Key-value Store is where data is stored in the form of key-value pairs as hash tables where values can be easily accessed with the help of corresponding keys. In document store, semi-structured documents are stored and managed in formats like XML or JSON. Column Family Store is where data is stored in the form of rows and columns and based on similarities of columns, related columns formulate column family. Graph databases store information in the form of graph data structure and make use of graph algorithms to analyze them. It is mainly used to represent recommendation system or social networking data.

Many researchers are working in this field to analyze the capabilities and performance of NoSQL databases to handle big data. In [12], it is concluded that Redis which is a key value data store has performed better in terms of efficiency and is found well suited for loading and executing workloads. Apart from this, practitioners have also proposed a fuzzy-based methodology in [13] to store consistent fuzzy geospatial data based on certain validations and constraints for semantics. Researchers in [14] have addressed the problem of data migration in heterogeneous NoSQL databases by providing a fault-tolerant approach to migrate data. In some applications, a hybrid architecture of relational and NoSQL databases can prove useful. In [15], a data adapter system to support hybrid database model supporting both types of databases with three modes for query approach.

Case Study: EHR system as discussed in [16] replaced existing system to NoSQL database for primary data store and to prepare a local cache at each site to improve request latency and availability.

2.3 Real-Time Analytics

Real-time big data analytics is when the timely prediction of streaming data is provided. This is a very challenging task in big data scenario as storage and analysis of big data at the same time requires large in-memory and correct platform. Its applications include majorly sensor related data and social web data. Examples of real-time analytics tools are S4, Storm, and Apache Spark.

In recent times, the role of streaming analytics has been increased in the field of sentiment analysis. A distributed system based on Vertical Hoeffding Tree, a decision tree classifier for same has been presented in [17]. Apache Samoa, a tool for distributed streaming classification along with evaluation criteria to measure the performance of streaming classifiers is depicted in paper [18].

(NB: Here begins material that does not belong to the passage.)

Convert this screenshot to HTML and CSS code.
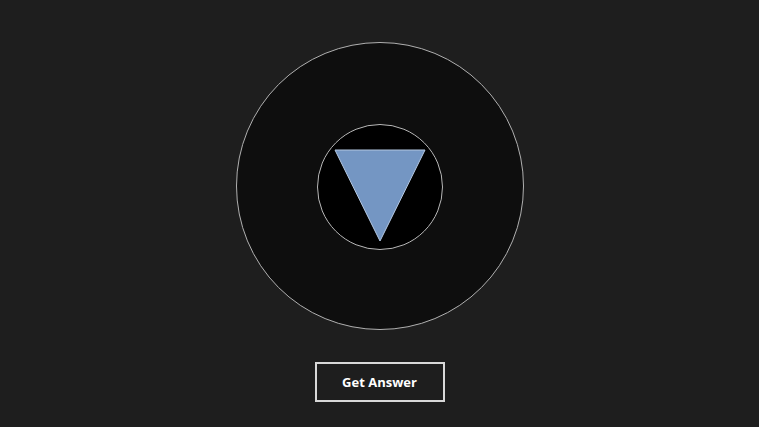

Case Study: A case study on finding the effectiveness of Storm to analyze streaming data in real time from two applications to predict trending news is given in [19].

2.4 Data Visualization

Visualization is the concept of representing the results and analysis part of big data in a graphical manner. It is becoming a concerned technology because traditional visualization approaches do not map well to big data scenario. In case of a large-scale data visualization, processing methods such as feature extraction and geometric modeling are also used. In the current scenario, researchers are actively working on searching for new visualization platforms to scale them for big data. Here, augmented reality techniques are proving to be next milestone in this scenario. In [20], practitioners have discussed utilizing virtual reality and augmented reality techniques for big data visualization. A new algorithm for visualization of big data from high dimension to a two-dimensional space is presented in [21] and found to perform noticeably well. Similarly, in [22], high dimensional big data is visualized in three dimension using unsupervised dimension reduction techniques.

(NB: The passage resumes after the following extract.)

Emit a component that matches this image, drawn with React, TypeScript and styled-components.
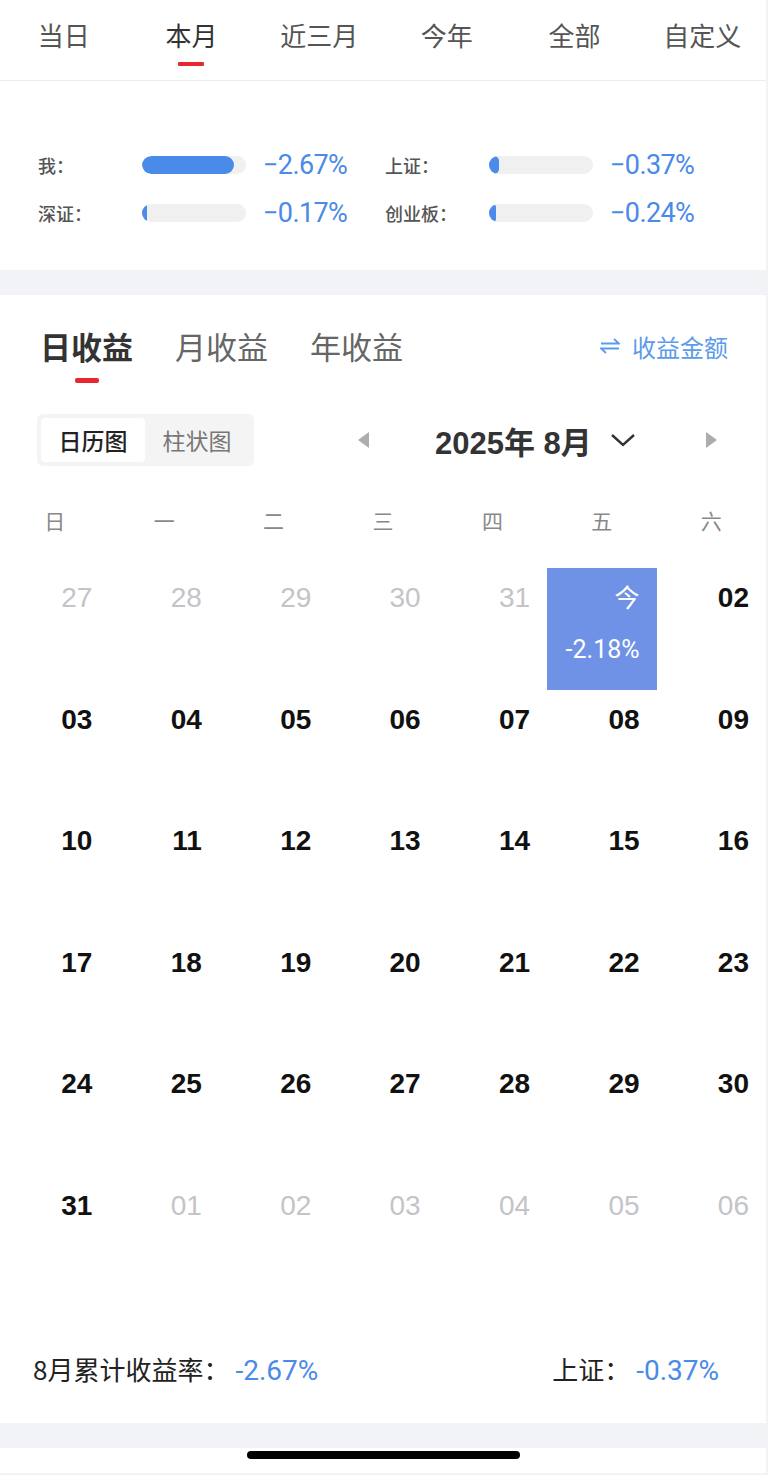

Case Study: To maintain the consistency and integrity of constantly increasing data in Qualcomm, a data virtualization solution was produced to make data available fast and in the virtual view.

2.5 Cloud Computing

Distributed computing along with Internet in an extended form can be conceptualized as cloud computing. Here, cloud refers to a network which can be accessed via the Internet anytime and anywhere to use it as any service. With the evolution of big data, storing and analyzing big data in clouds seems to be perfect solution to almost all data storage problems. Still, there exist some issues in this solution out of which security is most important. In [23], an efficient approach to handle secure storage of big data in a cloud environment is presented which is based on compressing and decompressing of data.

One more problem associated with distributed cloud computing is heavy data traffic among data centers. This leads to high communication costs in query evaluation. An online query evaluation system to deal with this problem of big data in distributed clouds is discussed in [24].

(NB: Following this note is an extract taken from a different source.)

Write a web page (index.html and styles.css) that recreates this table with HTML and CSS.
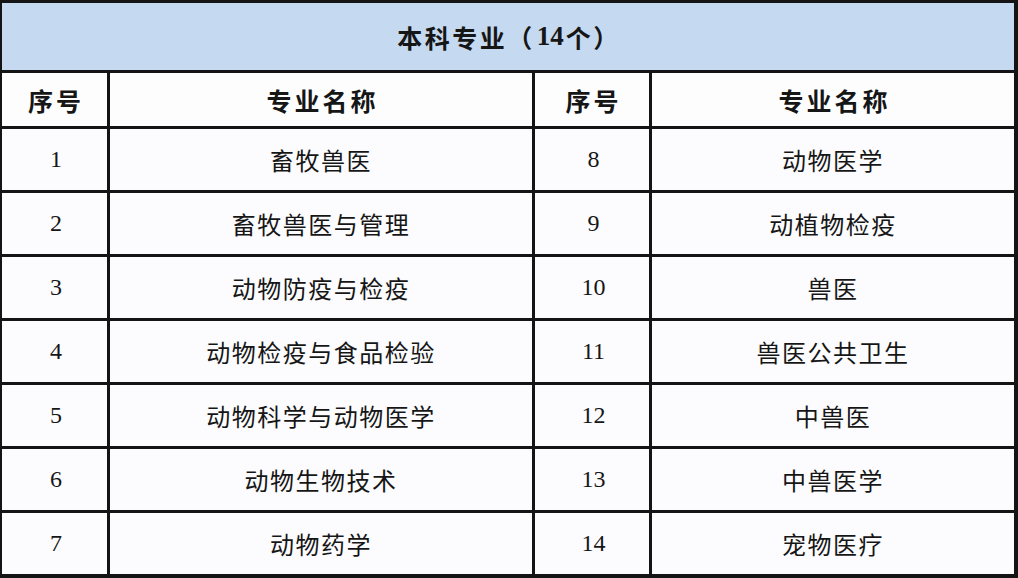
FILE: index.html
```html
<!DOCTYPE html>
<html lang="zh-CN">
<head>
<meta charset="utf-8">
<title>本科专业</title>
<link rel="stylesheet" href="styles.css">
</head>
<body>
<div class="table">
  <div class="title">本科专业（<span class="num">14</span>个）</div>
  <div class="head">序号</div>
  <div class="head">专业名称</div>
  <div class="head">序号</div>
  <div class="head">专业名称</div>

  <div class="cell num">1</div><div class="cell">畜牧兽医</div><div class="cell num">8</div><div class="cell">动物医学</div>
  <div class="cell num">2</div><div class="cell">畜牧兽医与管理</div><div class="cell num">9</div><div class="cell">动植物检疫</div>
  <div class="cell num">3</div><div class="cell">动物防疫与检疫</div><div class="cell num">10</div><div class="cell">兽医</div>
  <div class="cell num">4</div><div class="cell">动物检疫与食品检验</div><div class="cell num">11</div><div class="cell">兽医公共卫生</div>
  <div class="cell num">5</div><div class="cell">动物科学与动物医学</div><div class="cell num">12</div><div class="cell">中兽医</div>
  <div class="cell num">6</div><div class="cell">动物生物技术</div><div class="cell num">13</div><div class="cell">中兽医学</div>
  <div class="cell num">7</div><div class="cell">动物药学</div><div class="cell num">14</div><div class="cell">宠物医疗</div>
</div>
</body>
</html>
```

FILE: styles.css
```css
html, body {
  margin: 0;
  padding: 0;
  background: #ffffff;
}

.table {
  width: 1018px;
  height: 578px;
  box-sizing: border-box;
  display: grid;
  grid-template-columns: 105px 422px 114px 362px;
  grid-template-rows: 67px 53px repeat(7, 61px);
  gap: 3px;
  padding: 3px 4px 4px 2px;
  background: #141414;
  font-family: "Noto Sans CJK SC", "Noto Sans", sans-serif;
  color: #161616;
}

.title {
  grid-column: 1 / -1;
  background: #c5d9f0;
  display: flex;
  align-items: center;
  justify-content: center;
  font-weight: 700;
  font-size: 25px;
  letter-spacing: 2.5px;
  padding-left: 2px;
}

.title .num {
  font-family: "Liberation Serif", serif;
  font-weight: 700;
  font-size: 27px;
  letter-spacing: 0;
  padding: 0 2px;
}

.head {
  background: #fdfdfe;
  display: flex;
  align-items: center;
  justify-content: center;
  font-weight: 700;
  font-size: 25px;
  letter-spacing: 3px;
  padding-left: 3px;
}

.cell {
  background: #fcfcfe;
  display: flex;
  align-items: center;
  justify-content: center;
  font-size: 24px;
  letter-spacing: 1.5px;
}

.cell.num {
  font-family: "Liberation Serif", serif;
  font-size: 24px;
  letter-spacing: 0;
  padding-left: 3px;
}
```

Case Study: Several case studies in this research area are discussed in [25] namely SwiftKey, Nokia, redBus, etc. SwiftKey is a language technology that uses Apache Hadoop on Amazon Cloud for scalable and multilayered model along which applies artificial intelligence component to manage constantly increasing data in prediction problems. redBus is responsible for internet bus ticketing system in India and has implemented its system using Google Query for large data analysis. On the other hand, Nokia makes use of Hadoop Distributed File System to store multi-structured data in cloud environment.

3 Trends and Forecasts for Big Data Technologies

Big data market is constantly expanding in mainstream business and there is a need to analyze which big data technologies are in demand. According to Forbes, an analysis of growing requirements of big data technologies is done and a trajectory of more than 20 techniques in big data scenario is presented as Fig. 2.

Fig. 2
figure 2

Big data technologies described by Forbes

As shown in this figure, a wide range of big data technologies are shown as per their business value in coming time. Predictive analytics is the technology that is highly popular in today’s business needs and the only one with maximum time for next phase. Apart from it, NoSQL databases, Stream analytics, search and knowledge discovery are some other technologies that are currently in demand. No big data technology is achieving the minimum success line on graph showing the promising nature of the technologies in this area. Very few technologies namely data science tools and machine learning libraries are achieving moderate success and are likely to be popular in less than 1 year. Based on TechRadar methodology of Forrester, above-described technologies in this paper are most popular and likely to remain persistent for more than 5 years [26].

4 Conclusion

Big data technologies are trending in almost all present business requirements and their understanding has become a burning need in this field. In this paper, a brief study on some popular big data technologies like predictive analytics, NoSQL databases, Real-time analytics, cloud computing, and data virtualization is discussed. Prediction for future trends of popular techniques and their lifespan is also presented as described by Forbes. Sample case studies for each discussed technology are also given to understand the scope and purpose of this study.